Gibuti, la Singapore del Mar Rosso?

20/06/2017

Gibuti è indipendente da quarant’anni, dal 27 giugno 1987. Prima si chiamava Somalia francese, o territorio francese di Afars e Issas. Tensioni etniche resero difficili i primi anni, ma ora Gibuti sembra avviato verso il pieno sfruttamento della sua posizione strategica sullo stretto di Bab el-Mandeb, un canale di soli 32 chilometri di mare che separa l’Africa dallo Yemen, attraverso il quale transitano almeno 20000 navi l’anno e il 10% di tutto il commercio petrolifero del mondo.

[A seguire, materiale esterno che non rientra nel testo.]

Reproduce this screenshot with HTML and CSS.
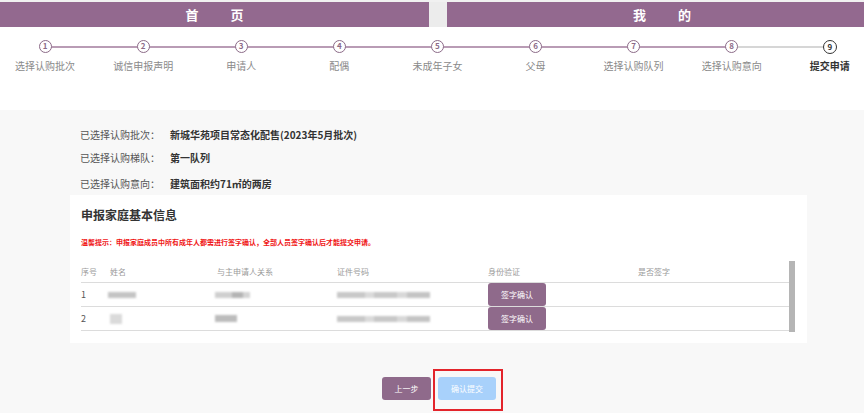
FILE: index.html
```html
<!DOCTYPE html>
<html lang="zh-CN">
<head>
<meta charset="utf-8">
<title>提交申请</title>
<link rel="stylesheet" href="styles.css">
</head>
<body>
<div class="topbar">
  <div class="tab tab-left">首<span class="sp"></span>页</div>
  <div class="tab-gap"></div>
  <div class="tab tab-right">我<span class="sp"></span>的</div>
</div>

<div class="steps-wrap">
  <div class="steps">
    <div class="step"><span class="num">1</span><span class="label">选择认购批次</span></div>
    <div class="step"><span class="num">2</span><span class="label">诚信申报声明</span></div>
    <div class="step"><span class="num">3</span><span class="label">申请人</span></div>
    <div class="step"><span class="num">4</span><span class="label">配偶</span></div>
    <div class="step"><span class="num">5</span><span class="label">未成年子女</span></div>
    <div class="step"><span class="num">6</span><span class="label">父母</span></div>
    <div class="step"><span class="num">7</span><span class="label">选择认购队列</span></div>
    <div class="step"><span class="num">8</span><span class="label">选择认购意向</span></div>
    <div class="step current"><span class="num">9</span><span class="label">提交申请</span></div>
  </div>
</div>

<div class="main">
  <div class="info">
    <div class="info-line"><span class="info-label">已选择认购批次：</span><span class="info-value">新城华苑项目常态化配售(2023年5月批次)</span></div>
    <div class="info-line"><span class="info-label">已选择认购梯队：</span><span class="info-value">第一队列</span></div>
    <div class="info-line info-line-last"><span class="info-label">已选择认购意向：</span><span class="info-value">建筑面积约71㎡的两房</span></div>
  </div>

  <div class="card">
    <div class="card-title">申报家庭基本信息</div>
    <div class="warning">温馨提示：申报家庭成员中所有成年人都需进行签字确认，全部人员签字确认后才能提交申请。</div>
    <div class="table-wrap">
      <div class="table">
        <div class="row head">
          <div>序号</div><div>姓名</div><div>与主申请人关系</div><div>证件号码</div><div>身份验证</div><div>是否签字</div>
        </div>
        <div class="row">
          <div>1</div>
          <div><span class="blur b-name1"></span></div>
          <div><span class="blur b-rel1"></span></div>
          <div><span class="blur b-id"></span></div>
          <div><button class="btn-sign">签字确认</button></div>
          <div></div>
        </div>
        <div class="row">
          <div>2</div>
          <div><span class="blur b-name2"></span></div>
          <div><span class="blur b-rel2"></span></div>
          <div><span class="blur b-id"></span></div>
          <div><button class="btn-sign">签字确认</button></div>
          <div></div>
        </div>
      </div>
      <div class="scrollbar"></div>
    </div>
  </div>

  <div class="actions">
    <button class="btn-prev">上一步</button>
    <div class="highlight"><button class="btn-submit">确认提交</button></div>
  </div>
</div>
</body>
</html>
```

FILE: styles.css
```css
html, body {
  margin: 0;
  padding: 0;
}
body {
  width: 864px;
  height: 413px;
  overflow: hidden;
  background: #f8f8f8;
  font-family: "Noto Sans CJK SC", "Noto Sans", sans-serif;
  color: #333;
}

/* top navigation bar */
.topbar {
  display: flex;
  height: 27px;
  padding-top: 2px;
  box-sizing: border-box;
  background: #f1f1f1;
}
.tab {
  background: #93698f;
  color: #fff;
  font-size: 13px;
  font-weight: bold;
  line-height: 25px;
  text-align: center;
}
.tab-left {
  width: 429px;
}
.tab-gap {
  width: 18px;
  background: #ececec;
}
.tab-right {
  flex: 1;
  padding-left: 13px;
}
.sp {
  display: inline-block;
  width: 32px;
}

/* steps */
.steps-wrap {
  background: #fff;
  height: 83px;
  overflow: hidden;
}
.steps {
  display: grid;
  grid-template-columns: repeat(9, 98.1px);
  margin-left: -4px;
  padding-top: 13px;
}
.step {
  position: relative;
  display: flex;
  flex-direction: column;
  align-items: center;
}
.step + .step::before {
  content: "";
  position: absolute;
  left: -50%;
  width: 100%;
  top: 6px;
  height: 2px;
  background: #b99cb5;
}
.step.current::before {
  background: #d6d6d6;
}
.num {
  position: relative;
  z-index: 1;
  width: 13px;
  height: 13px;
  box-sizing: border-box;
  border: 1.5px solid #8c6b88;
  border-radius: 50%;
  background: #fff;
  color: #8c6b88;
  font-size: 8px;
  font-weight: bold;
  line-height: 10px;
  text-align: center;
}
.label {
  margin-top: 6px;
  font-size: 10px;
  line-height: 14px;
  color: #8a8a8a;
  white-space: nowrap;
}
.current .num {
  width: 14px;
  height: 14px;
  border-color: #333;
  color: #333;
  line-height: 11px;
  margin-top: -0.5px;
}
.current .label {
  margin-top: 5.5px;
  color: #333;
  font-weight: bold;
}

/* main area */
.main {
  padding-top: 17px;
}
.info {
  padding-left: 80px;
}
.info-line {
  font-size: 10px;
  line-height: 16px;
  margin-bottom: 7px;
}
.info-line-last {
  margin-top: 10px;
  margin-bottom: 0;
}
.info-label {
  color: #555;
}
.info-value {
  margin-left: 10px;
  color: #333;
  font-weight: bold;
}

.card {
  margin: 3px 0 0 70px;
  width: 737px;
  box-sizing: border-box;
  background: #fff;
  padding: 12px 12px 11px 11px;
}
.card-title {
  font-size: 12px;
  font-weight: bold;
  line-height: 16px;
  color: #333;
}
.warning {
  margin-top: 14px;
  font-size: 7px;
  line-height: 10px;
  color: #f01515;
  font-weight: bold;
  white-space: nowrap;
}
.table-wrap {
  margin-top: 14px;
  display: flex;
  align-items: flex-start;
}
.table {
  flex: 1;
}
.row {
  display: grid;
  grid-template-columns: 29px 107px 120px 151px 150px 1fr;
  height: 24px;
  box-sizing: border-box;
  border-bottom: 1px solid #dcdcdc;
  align-items: center;
  font-size: 9px;
  color: #555;
}
.row.head {
  height: 22px;
  font-size: 8px;
  color: #9a9a9a;
}
.scrollbar {
  width: 6px;
  height: 71px;
  background: #b5b5b5;
}
.blur {
  display: block;
  height: 6px;
  background: #c4c4c4;
  filter: blur(1.2px);
}
.b-name1 {
  width: 28px;
  margin-left: -2px;
}
.b-name2 {
  width: 12px;
  height: 10px;
  background: #dadada;
}
.b-rel1 {
  width: 35px;
  margin-left: -2px;
  background: linear-gradient(90deg, #cfcfcf 0 50%, #b4b4b4 50% 80%, #d4d4d4 80%);
}
.b-rel2 {
  width: 22px;
  margin-left: -2px;
  height: 7px;
  background: #bcbcbc;
}
.b-id {
  width: 93px;
  background: linear-gradient(90deg, #c8c8c8 0 30%, #dadada 30% 40%, #c8c8c8 40% 65%, #d8d8d8 65% 75%, #c4c4c4 75%);
}
.btn-sign {
  display: block;
  width: 58px;
  height: 23px;
  border: 0;
  border-radius: 3px;
  background: #8f6a8b;
  color: #fff;
  font-family: inherit;
  font-size: 8px;
  padding: 0;
}

/* bottom actions */
.actions {
  display: flex;
  justify-content: center;
  align-items: flex-start;
  padding-left: 21px;
  margin-top: 26px;
}
.btn-prev,
.btn-submit {
  height: 23px;
  border: 0;
  border-radius: 3px;
  color: #fff;
  font-family: inherit;
  font-size: 8px;
  padding: 0;
}
.btn-prev {
  width: 49px;
  margin-top: 8px;
  background: #8f6a8b;
}
.highlight {
  margin-left: 2px;
  border: 2px solid #e3242b;
  padding: 6px 5px 9px 3px;
}
.btn-submit {
  display: block;
  width: 58px;
  background: #a8d1fb;
}
```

Gibuti ha meno di un milione di abitanti, 23 000 chilometri quadrati di superficie, ma ha tre aeroporti, tre porti e grandi basi militari. A Camp Lemonnier stazionano 4000 militari americani, 1700 francesi e 600 giapponesi. Si stanno costruendo basi militari per i Cinesi e per i Sauditi. Sarà la prima base militare all’estero per i Cinesi. Anche noi Italiani abbiamo una piccola base militare a Gibuti per i soldati impegnati in missioni di peacekeeping nella regione. Infatti attorno a Gibuti, dalla Somalia allo Yemen all’Eritrea, infuriano da decenni guerre civili etniche e/o islamiste, il cui obiettivo è proprio il controllo dello stretto e dei suoi lucrativi commerci.

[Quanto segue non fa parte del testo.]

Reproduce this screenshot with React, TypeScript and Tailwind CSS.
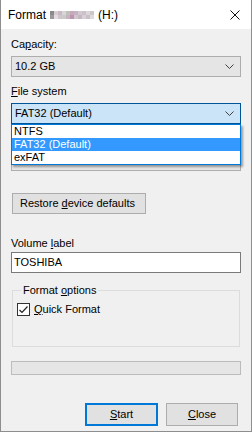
import type { ReactNode } from 'react'

const mosaic = [
  ['#8a8a8a', '#d6ccd2', '#c9b9c5', '#d9d4d8', '#bcc2b6', '#c7a7bb', '#c4b2c0', '#d2c8cf', '#c9c2c8', '#dcd6da', '#cfc6cc'],
  ['#9a9a9a', '#e2dce0', '#d2c4ce', '#c8ccc2', '#c9b3c2', '#b996ad', '#d3c4ce', '#c3b8c0', '#d8d0d6', '#c7c0c6', '#e0dadf'],
]

function Chevron() {
  return (
    <svg width="9" height="5" viewBox="0 0 9 5" className="shrink-0">
      <polyline points="0.5,0.5 4.5,4.5 8.5,0.5" fill="none" stroke="#404040" strokeWidth="1" />
    </svg>
  )
}

function Key({ children }: { children: ReactNode }) {
  return <span className="underline decoration-1 underline-offset-[1px]">{children}</span>
}

function Label({ children }: { children: ReactNode }) {
  return <div className="h-[15px] leading-[15px]">{children}</div>
}

export default function App() {
  return (
    <div
      className="flex h-[432px] w-[252px] flex-col border-x border-b border-[#8e8e8e] bg-[#f0f0f0] text-[11px] text-black"
      style={{ fontFamily: '"Liberation Sans", Arial, sans-serif' }}
    >
      {/* title bar */}
      <div className="flex h-[29px] shrink-0 items-center bg-white pl-[7px] pr-[10px] text-[12px]">
        <span>Format</span>
        <div className="ml-[4px] flex flex-col">
          {mosaic.map((row, r) => (
            <div key={r} className="flex">
              {row.map((c, i) => (
                <div key={i} className="h-[4px] w-[4px]" style={{ background: c }} />
              ))}
            </div>
          ))}
        </div>
        <span className="ml-[4px]">(H:)</span>
        <svg width="10" height="10" viewBox="0 0 10 10" className="ml-auto mr-[1px]">
          <path d="M0.5 0.5 L9.5 9.5 M9.5 0.5 L0.5 9.5" stroke="#111" strokeWidth="1" />
        </svg>
      </div>

      <div className="flex flex-col px-[10px]">
        <div className="mt-[8px]">
          <Label>
            Ca<Key>p</Key>acity:
          </Label>
        </div>
        <div className="mt-[4px] flex h-[21px] items-center justify-between border border-[#adadad] bg-[#e5e5e5] pl-[3px] pr-[6px]">
          <span>10.2 GB</span>
          <Chevron />
        </div>

        <div className="mt-[7px]">
          <Label>
            <Key>F</Key>ile system
          </Label>
        </div>
        <div className="relative z-10 mt-[4px]">
          <div className="flex h-[21px] items-center justify-between border border-[#005499] bg-[#cce4f7] pl-[3px] pr-[6px]">
            <span>FAT32 (Default)</span>
            <Chevron />
          </div>
          {/* open dropdown list */}
          <div className="absolute left-0 right-0 top-full border border-[#0078d7] bg-white shadow-[2px_2px_2px_rgba(0,0,0,0.35)]">
            <div className="h-[13px] pl-[2px] leading-[13px]">NTFS</div>
            <div className="h-[13px] bg-[#3399ff] pl-[2px] leading-[13px] text-white">FAT32 (Default)</div>
            <div className="h-[13px] pl-[2px] leading-[13px]">exFAT</div>
          </div>
        </div>

        {/* allocation unit size, hidden behind the list */}
        <div className="mt-[7px] h-[15px]" />
        <div className="mt-[4px] flex h-[21px] items-center justify-end border border-[#adadad] bg-[#e5e5e5] pr-[6px]">
          <Chevron />
        </div>

        <button className="ml-[1px] mt-[22px] flex h-[21px] w-[134px] items-center border border-[#adadad] bg-[#e1e1e1] pl-[7px]">
          <span>
            Restore <Key>d</Key>evice defaults
          </span>
        </button>

        <div className="mt-[22px]">
          <Label>
            Volume <Key>l</Key>abel
          </Label>
        </div>
        <div className="mt-[1px] flex h-[21px] items-center border border-[#7a7a7a] bg-white pl-[2px]">
          TOSHIBA
        </div>

        <fieldset className="mx-[1px] mt-[10px] h-[64px] border border-[#dcdcdc] px-[4px]">
          <legend className="ml-[4px] h-[15px] px-[2px] leading-[15px]">
            Format <Key>o</Key>ptions
          </legend>
          <div className="mt-[5px] flex h-[13px] items-center gap-[4px]">
            <div className="flex h-[13px] w-[13px] items-center justify-center border border-[#333333] bg-white">
              <svg width="9" height="8" viewBox="0 0 9 8">
                <polyline points="0.5,4 3,6.5 8.5,0.5" fill="none" stroke="#222" strokeWidth="1.2" />
              </svg>
            </div>
            <span>
              <Key>Q</Key>uick Format
            </span>
          </div>
        </fieldset>

        <div className="mt-[14px] h-[14px] border border-[#bcbcbc] bg-[#e6e6e6]" />

        <div className="mr-[3px] mt-[28px] flex justify-end gap-[8px]">
          <button className="flex h-[23px] w-[73px] items-center justify-center border-2 border-[#0078d7] bg-[#e1e1e1]">
            <span>
              <Key>S</Key>tart
            </span>
          </button>
          <button className="flex h-[23px] w-[72px] items-center justify-center border border-[#adadad] bg-[#e1e1e1]">
            <span>
              <Key>C</Key>lose
            </span>
          </button>
        </div>
      </div>
    </div>
  )
}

Gibuti è anche il porto dell’Etiopia (ex Abissinia), che non ha accesso diretto al mare, grazie a un collegamento ferroviario aperto dai Francesi sin dal 1901 e diventato nel 2016 una moderna ferrovia ad alta velocità lunga 756 chilometri, grazie a tecnologia e finanziamenti cinesi. L’Etiopia ha oltre 100 milioni di abitanti e il 90% del suo commercio internazionale passa attraverso i porti di Gibuti.

Gli Emirati Arabi Uniti invece hanno un accordo con il vicino Somaliland per costruire una base navale a Berbera e un nuovo porto a Bosaso, cosa che ha indispettito Gibuti. Gibuti e gli Emirati hanno addirittura interrotto i rapporti diplomatici nel 2015. Gli Emirati hanno anche basi in Eritrea, ad Aden e in Yemen.

Gibuti può attirare molti investimenti dall’estero se sa gestire bene la propria posizione, garantire stabilità al proprio interno e stringere accordi con i paesi circostanti.